* Written exercise *
Copy everything in the data below exactly except the pictures.

>>>>

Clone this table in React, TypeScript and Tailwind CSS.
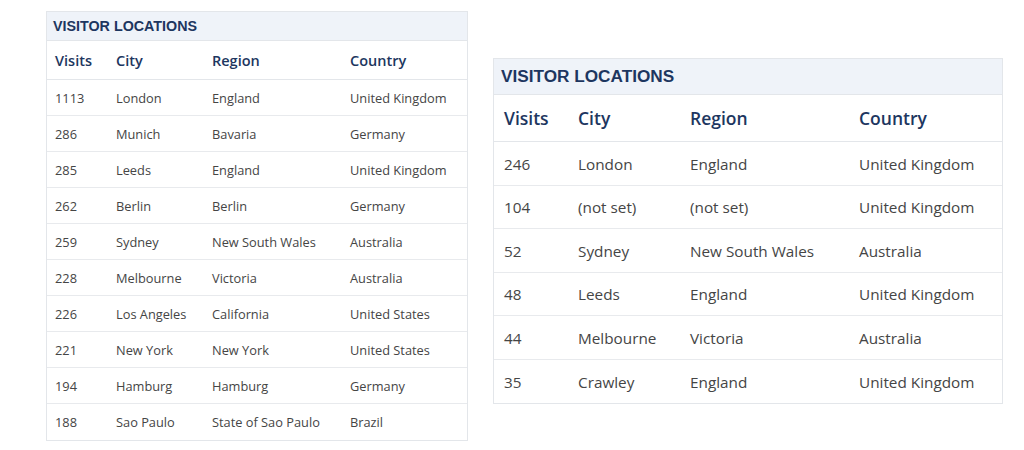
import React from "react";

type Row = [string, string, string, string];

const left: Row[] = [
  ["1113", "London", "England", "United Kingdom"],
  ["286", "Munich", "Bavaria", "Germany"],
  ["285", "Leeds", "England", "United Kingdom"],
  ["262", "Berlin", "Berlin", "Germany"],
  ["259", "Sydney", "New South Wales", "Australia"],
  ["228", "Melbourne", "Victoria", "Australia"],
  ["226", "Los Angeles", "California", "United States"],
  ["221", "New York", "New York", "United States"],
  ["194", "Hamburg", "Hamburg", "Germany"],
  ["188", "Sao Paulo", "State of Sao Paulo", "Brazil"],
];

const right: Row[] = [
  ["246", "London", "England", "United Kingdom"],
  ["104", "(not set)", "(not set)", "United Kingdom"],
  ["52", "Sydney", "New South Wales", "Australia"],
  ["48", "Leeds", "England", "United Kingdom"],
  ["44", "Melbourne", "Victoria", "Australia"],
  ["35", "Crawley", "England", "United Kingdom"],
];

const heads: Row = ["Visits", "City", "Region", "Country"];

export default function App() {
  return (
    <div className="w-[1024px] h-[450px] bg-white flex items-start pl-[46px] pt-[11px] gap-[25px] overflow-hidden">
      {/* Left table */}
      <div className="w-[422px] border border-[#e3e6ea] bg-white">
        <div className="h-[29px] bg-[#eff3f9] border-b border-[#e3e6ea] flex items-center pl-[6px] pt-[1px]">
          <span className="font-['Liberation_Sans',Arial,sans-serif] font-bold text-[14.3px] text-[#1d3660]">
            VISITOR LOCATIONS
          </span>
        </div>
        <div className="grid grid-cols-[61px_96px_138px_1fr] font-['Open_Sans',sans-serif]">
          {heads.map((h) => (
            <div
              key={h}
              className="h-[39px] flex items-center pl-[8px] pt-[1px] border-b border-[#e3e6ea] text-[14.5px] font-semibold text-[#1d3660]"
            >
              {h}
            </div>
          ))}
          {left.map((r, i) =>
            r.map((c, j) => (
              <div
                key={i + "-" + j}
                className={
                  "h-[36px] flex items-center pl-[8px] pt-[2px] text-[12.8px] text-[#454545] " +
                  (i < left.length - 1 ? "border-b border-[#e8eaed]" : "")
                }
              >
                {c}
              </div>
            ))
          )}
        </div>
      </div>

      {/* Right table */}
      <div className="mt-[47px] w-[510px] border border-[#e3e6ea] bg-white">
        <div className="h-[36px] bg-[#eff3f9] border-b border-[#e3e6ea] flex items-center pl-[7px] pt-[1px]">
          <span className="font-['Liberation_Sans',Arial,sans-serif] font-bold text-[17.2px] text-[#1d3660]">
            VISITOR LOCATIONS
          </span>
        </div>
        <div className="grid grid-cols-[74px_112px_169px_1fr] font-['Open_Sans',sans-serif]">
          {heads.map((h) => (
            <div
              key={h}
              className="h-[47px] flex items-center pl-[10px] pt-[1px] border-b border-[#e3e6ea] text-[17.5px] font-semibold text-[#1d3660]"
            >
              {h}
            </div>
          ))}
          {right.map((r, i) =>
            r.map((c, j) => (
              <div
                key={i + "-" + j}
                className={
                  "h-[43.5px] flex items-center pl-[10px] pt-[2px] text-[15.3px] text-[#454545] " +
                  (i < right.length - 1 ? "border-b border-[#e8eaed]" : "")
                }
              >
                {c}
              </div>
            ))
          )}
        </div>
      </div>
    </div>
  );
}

<<<<

* Result for this exercise *
Clone this table in React, TypeScript and Tailwind CSS.
import React from "react";

type Row = [string, string, string, string];

const left: Row[] = [
  ["1113", "London", "England", "United Kingdom"],
  ["286", "Munich", "Bavaria", "Germany"],
  ["285", "Leeds", "England", "United Kingdom"],
  ["262", "Berlin", "Berlin", "Germany"],
  ["259", "Sydney", "New South Wales", "Australia"],
  ["228", "Melbourne", "Victoria", "Australia"],
  ["226", "Los Angeles", "California", "United States"],
  ["221", "New York", "New York", "United States"],
  ["194", "Hamburg", "Hamburg", "Germany"],
  ["188", "Sao Paulo", "State of Sao Paulo", "Brazil"],
];

const right: Row[] = [
  ["246", "London", "England", "United Kingdom"],
  ["104", "(not set)", "(not set)", "United Kingdom"],
  ["52", "Sydney", "New South Wales", "Australia"],
  ["48", "Leeds", "England", "United Kingdom"],
  ["44", "Melbourne", "Victoria", "Australia"],
  ["35", "Crawley", "England", "United Kingdom"],
];

const heads: Row = ["Visits", "City", "Region", "Country"];

export default function App() {
  return (
    <div className="w-[1024px] h-[450px] bg-white flex items-start pl-[46px] pt-[11px] gap-[25px] overflow-hidden">
      {/* Left table */}
      <div className="w-[422px] border border-[#e3e6ea] bg-white">
        <div className="h-[29px] bg-[#eff3f9] border-b border-[#e3e6ea] flex items-center pl-[6px] pt-[1px]">
          <span className="font-['Liberation_Sans',Arial,sans-serif] font-bold text-[14.3px] text-[#1d3660]">
            VISITOR LOCATIONS
          </span>
        </div>
        <div className="grid grid-cols-[61px_96px_138px_1fr] font-['Open_Sans',sans-serif]">
          {heads.map((h) => (
            <div
              key={h}
              className="h-[39px] flex items-center pl-[8px] pt-[1px] border-b border-[#e3e6ea] text-[14.5px] font-semibold text-[#1d3660]"
            >
              {h}
            </div>
          ))}
          {left.map((r, i) =>
            r.map((c, j) => (
              <div
                key={i + "-" + j}
                className={
                  "h-[36px] flex items-center pl-[8px] pt-[2px] text-[12.8px] text-[#454545] " +
                  (i < left.length - 1 ? "border-b border-[#e8eaed]" : "")
                }
              >
                {c}
              </div>
            ))
          )}
        </div>
      </div>

      {/* Right table */}
      <div className="mt-[47px] w-[510px] border border-[#e3e6ea] bg-white">
        <div className="h-[36px] bg-[#eff3f9] border-b border-[#e3e6ea] flex items-center pl-[7px] pt-[1px]">
          <span className="font-['Liberation_Sans',Arial,sans-serif] font-bold text-[17.2px] text-[#1d3660]">
            VISITOR LOCATIONS
          </span>
        </div>
        <div className="grid grid-cols-[74px_112px_169px_1fr] font-['Open_Sans',sans-serif]">
          {heads.map((h) => (
            <div
              key={h}
              className="h-[47px] flex items-center pl-[10px] pt-[1px] border-b border-[#e3e6ea] text-[17.5px] font-semibold text-[#1d3660]"
            >
              {h}
            </div>
          ))}
          {right.map((r, i) =>
            r.map((c, j) => (
              <div
                key={i + "-" + j}
                className={
                  "h-[43.5px] flex items-center pl-[10px] pt-[2px] text-[15.3px] text-[#454545] " +
                  (i < right.length - 1 ? "border-b border-[#e8eaed]" : "")
                }
              >
                {c}
              </div>
            ))
          )}
        </div>
      </div>
    </div>
  );
}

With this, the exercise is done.